Allocation d’actifs: équilibre précaire
Le monde a trouvé un équilibre précaire. Du côté des mauvaises nouvelles, la croissance faiblit et les valorisations de presque toutes les classes d’actifs ont augmenté depuis le début de l’année. N’oublions pas non plus les questions toujours sans réponse soulevées par le Brexit et le conflit commercial sino-américain.
À l’inverse, les conditions d’accès aux liquidités se sont améliorées et la Chine commence à engranger les retombées de ses stimulations monétaire et budgétaire.
Même s’il est difficile de s’extasier face aux actifs des marchés développés en général (nous restons neutres vis-à-vis des obligations et des actions mondiales), les actions défensives, dont les profits se maintiennent, et les marchés émergents (ME), dont la croissance est plus rapide que celles des pays riches, semblent tous deux prometteurs.
Nos indicateurs du cycle conjoncturel montrent que les économies émergentes sont en meilleure forme que celles des pays développés. Dans le passé, cela a toujours soutenu toutes les classes d’actifs ME, et en particulier les devises.
D’après nos indicateurs avancés, l’écart de croissance entre les pays émergents et développés, près de 5%, est à son plus haut niveau de ces cinq dernières années. Cette divergence est le fruit d’une forte chute des commandes à l’export parmi les économies développées comme l’Allemagne, qui semble subir de façon disproportionnée les effets des tensions commerciales actuelles. Les ME, notamment la Chine, ont également souffert dans une certaine mesure. Nos modèles montrent en effet que les droits de douane annoncés par les États-Unis devraient amputer la croissance du PIB chinois d’environ 0,5%. À Pékin, les autorités ont cependant rapidement stimulé l’économie pour compenser. Nous estimons que les mesures adoptées jusqu’à présent, qui comprennent des projets d’infrastructure ainsi que des baisses d’impôt sur le revenu et les bénéfices, feront gagner 1% à la croissance entre 2018 et 2019.

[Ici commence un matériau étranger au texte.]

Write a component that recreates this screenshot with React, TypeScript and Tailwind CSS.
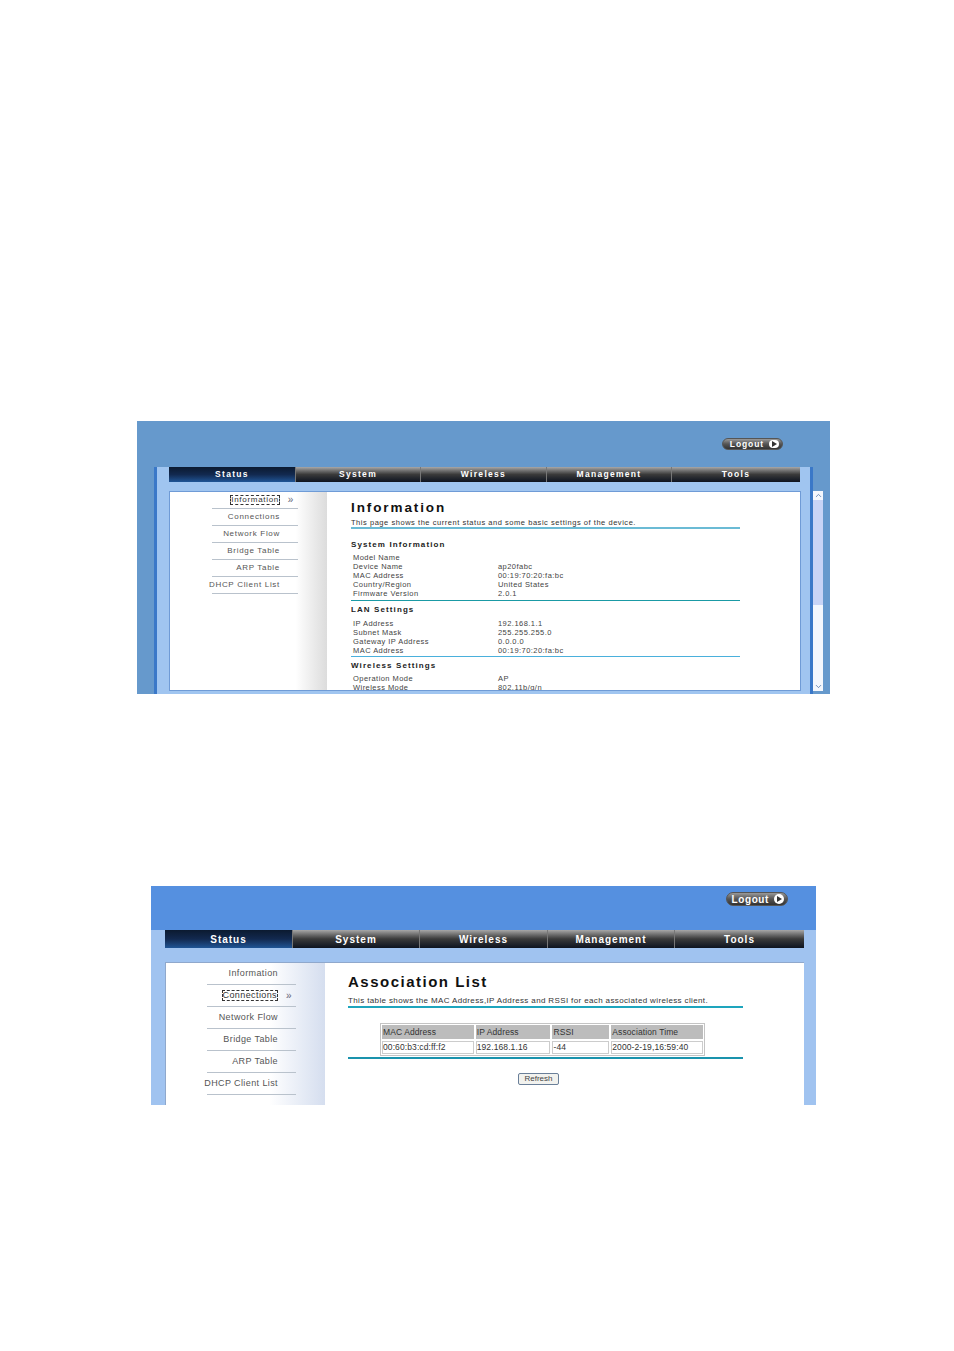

Le risque est de voir des investisseurs trop complaisants. Alors que les banques centrales se sont montrées réactives face aux signes d’affaiblissement de l’économie, nous pensons que ce changement de ton pourrait n’être que temporaire. Selon nous, les projections du marché pour les taux d’intérêt sous-estiment la probabilité que la Réserve fédérale américaine augmente ses taux d’intérêt une fois de plus avant la fin de l’année. Les contrats à terme sur la Fed intègrent seulement 2% de chances d’un tel événement, tandis qu’en octobre, cette probabilité était de 98%.
Les valorisations plaident également en faveur de la prudence après de fortes hausses des marchés début 2019. Pratiquement toutes les classes d’actifs de notre modèle sont à présent plus onéreuses qu’il y a un mois, et les actions mondiales sont parmi les plus chères. Il y a de quoi s’inquiéter étant donné qu’avec 15%, la croissance des bénéfices des entreprises a atteint un pic en 2018 et que les analystes réduisent leurs attentes pour les profits à venir. Nous percevons cependant les premiers signes d’une stabilisation des prévisions de bénéfices, ce qui pourrait être une bonne chose.
Les indicateurs techniques brossent un portrait plus mitigé. Bien que les tendances soient généralement positives pour les actions, dans de nombreuses régions – y compris aux États-Unis et en Europe – le positionnement excessivement haussier de certains investisseurs sur certains titres vient annuler cet avantage. Pour les obligations en revanche, le rythme et l’envergure de la hausse (le degré de généralisation du récent rebond) sont contrecarrés par des tendances saisonnières très négatives. Mis bout à bout, ces signaux soutiennent notre décision de rester neutres vis-à-vis des actions et des obligations à l’échelle mondiale.